Shanghai is a 2010 American neo-noir political thriller film directed by Mikael Håfström, starring John Cusack and Gong Li. The film was released in China on June 17, 2010. The film had a limited release in the United States on October 2, 2015, to negative reviews and performed poorly at the box office.

Plot
In December 1941, just before the entry of the United States into World War II, an American agent from the Naval Intelligence Office (Cusack) arrives in Shanghai to find his friend Conner (Jeffrey Dean Morgan) was recently murdered. Determined to find out who killed Conner and why, he begins working at The Herald newspaper using the alias Paul Soames, a Nazi-sympathizer cover he used while stationed in Berlin. He meets Anthony Lan-Ting (Chow Yun-Fat), an influential crime lord, and Captain Tanaka (Ken Watanabe) at the German embassy in Shanghai, during an invitation-only event. He later befriends Anthony when he saves him during an attack on Japanese officers by the Chinese Resistance at a night club.

Paul realizes that Anthony's wife, Anna (Gong Li), organized the attack and is the leader of the resistance. He then decides to help her pass on messages. After finally meeting up with Conner's contact in the Japanese Consulate, Paul finds out that Conner had an affair with a Japanese girl named Sumiko (Rinko Kikuchi) and after searching her home, uncovers numerous photos, which Conner took, in a darkroom nearby. Some of the photos include Captain Tanaka, other Japanese officers and the aircraft carrier Kaga.

Unconvinced that Sumiko betrayed Conner, he determines to find her and get answers. After a few more encounters with Anna, Anthony, Captain Tanaka, and investigating an opium house, Paul realizes that Sumiko was Captain Tanaka's lover and was seduced by Conner to spy for him. Paul's cover is blown when Conner's contact is arrested, and Paul is interrogated by Captain Tanaka regarding the whereabouts of Sumiko, whose location he does not know. After being released, Anna takes Paul to a safe house where she has been hiding Sumiko, who is on the verge of death due to opium withdrawal and other illnesses.

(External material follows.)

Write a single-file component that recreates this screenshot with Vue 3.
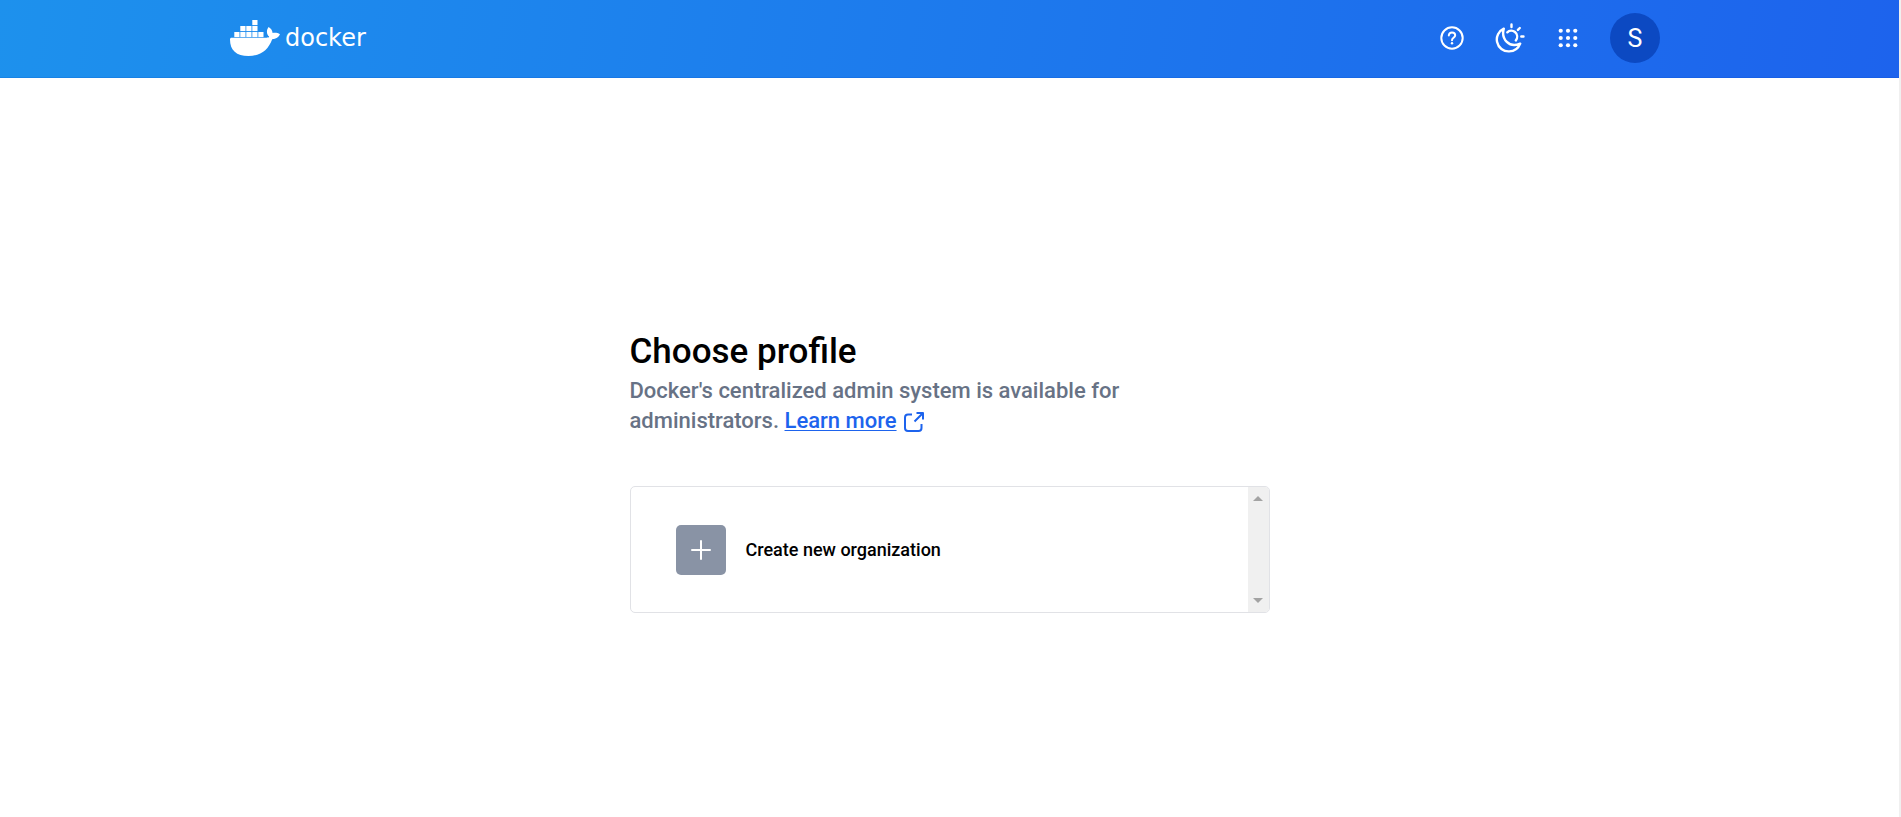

Anthony gives Captain Tanaka the location of the safe house to save Anna from arrest; inside the safe house, Tanaka informs Paul that the Japanese fleet started attacking Pearl Harbor one hour earlier and that the invasion of Shanghai is also underway. Tanaka admits to killing Conner, but only out of jealousy as he found out about his affair with Sumiko. A distraught Tanaka then asks for Paul's help in administering drugs to ease Sumiko's death. After Sumiko dies, everyone prepares to leave, but Tanaka wants to question Anna which infuriates Anthony, causing him to gun down Tanaka's bodyguards and seriously wound Tanaka himself. Before he can kill Tanaka, Anthony is fatally wounded by a dying bodyguard.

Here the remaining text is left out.